Je me couche à dix heures, je me lève à sept ; je n’ai pas beaucoup d’appétit, mais je dors bien ; lorsque je sens un peu de lassitude, je descends au jardin ou me promène sur la terrasse ; l’air embaumé me régénère et m’attendrit ; je songe à toi, ou plutôt je ne fais que sentir ; ma tête se repose et je végète délicieusement avec mon cœur, si plein de toi, que ses battements et ton existence me semblent une même chose.

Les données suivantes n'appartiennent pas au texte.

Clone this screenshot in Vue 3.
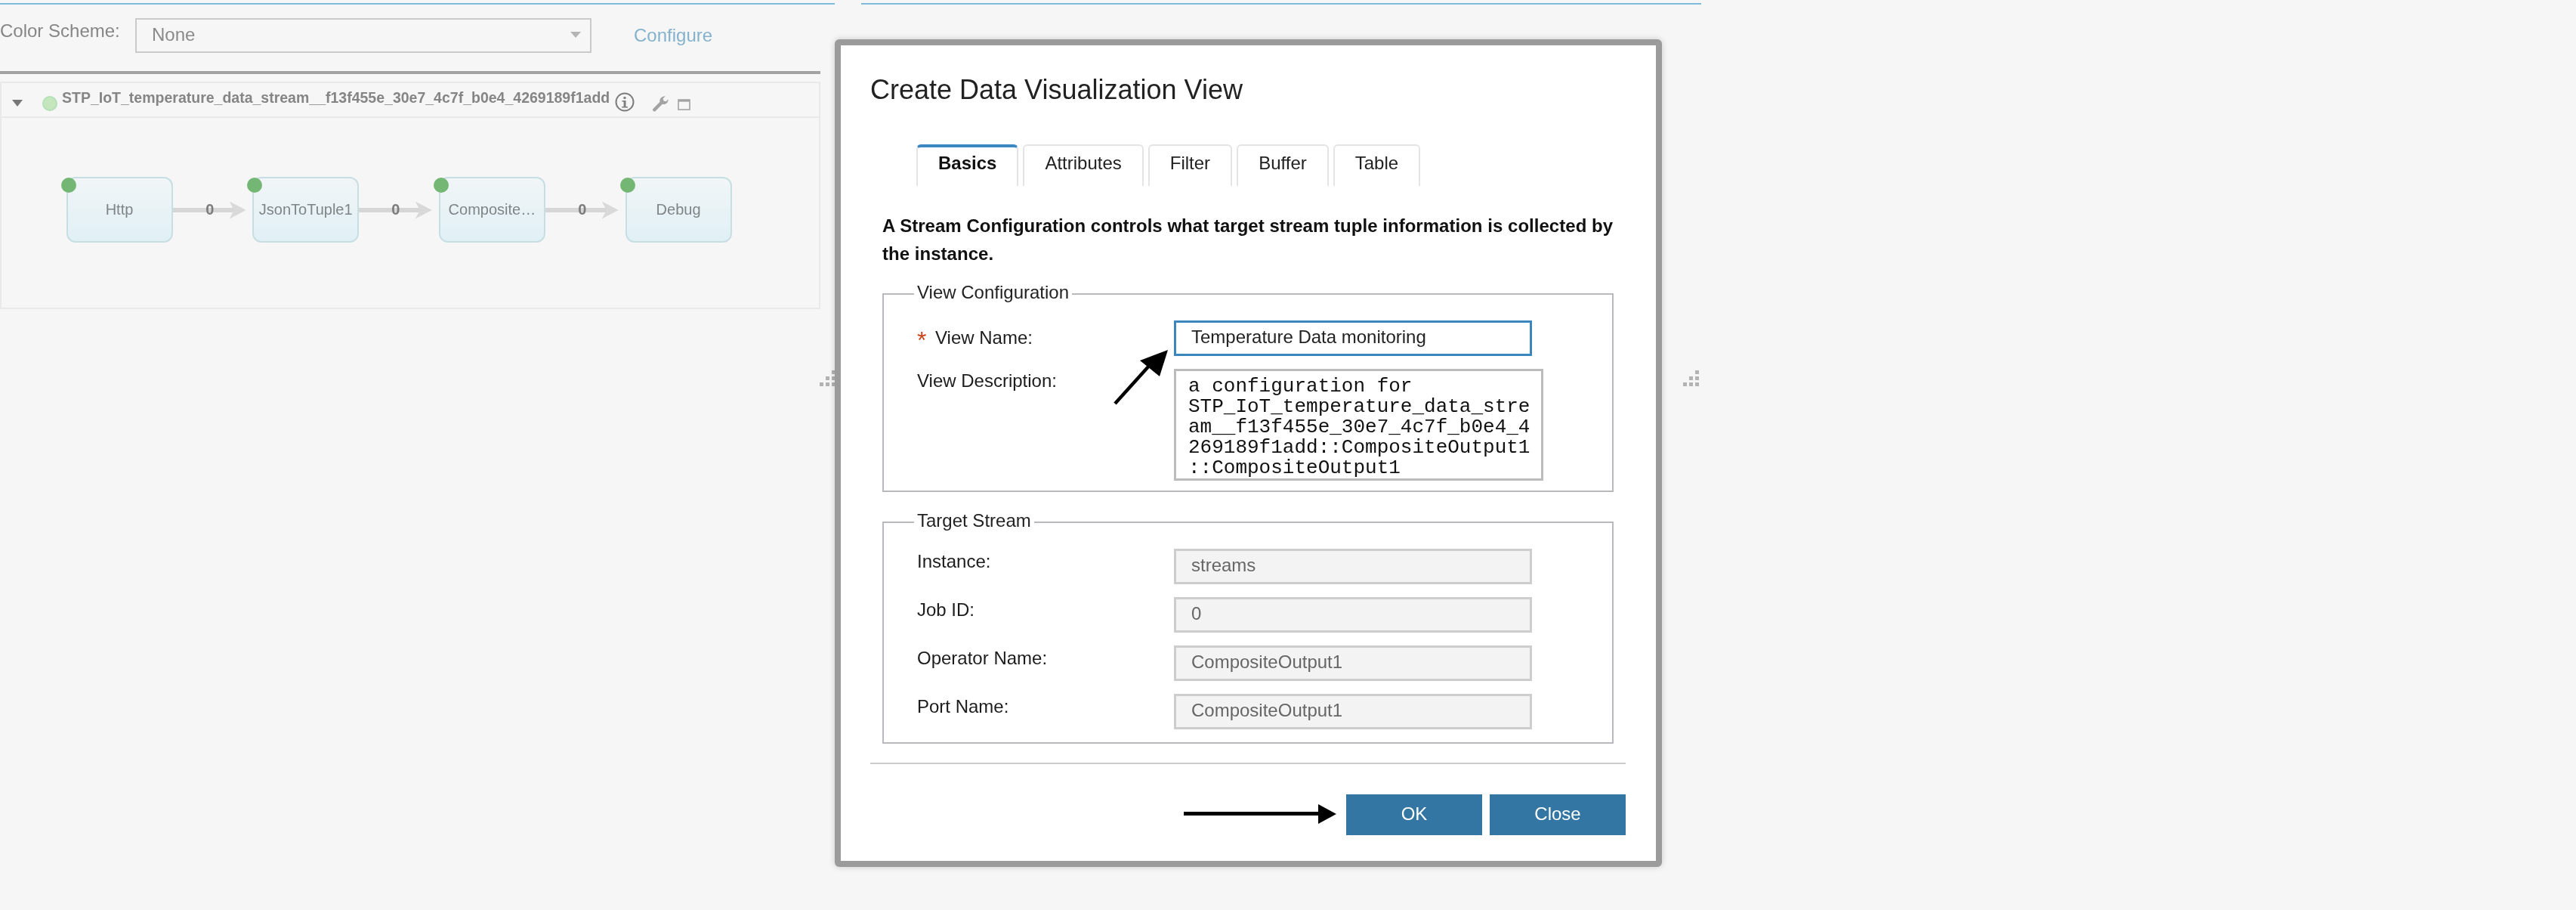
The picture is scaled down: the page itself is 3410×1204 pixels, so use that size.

Tes fatigues me donnent des craintes, mais pourtant ces distractions te sont salutaires ; je te vois avec plaisir dans un ordre de choses et de personnes où tu trouves de la convenance pour tes goûts et de la pâture à ton activité. Ta vie roulante est agréable ; la mienne, dans cette solitude, est douce et pure comme l’aurore d’un beau jour ; c’est toi qui me procureras celui-ci par ton retour, et c’est son attente qui fait mon bonheur. Je ne sais rien de la ville, aussi je n’ai pas de nouvelles à t’apprendre, si ce n’est qu’une fauvette a fait son nid sur le cerisier près de la chapelle[1] et que c’est sous cet arbre où je vais me reposer avec le plus de complaisance.

  1. Il y avait au Clos, au fond du jardin, une chapelle pour le chanoine. — Voir Inventaire du 30 septembre 1793 (Archives du Rhône,Q).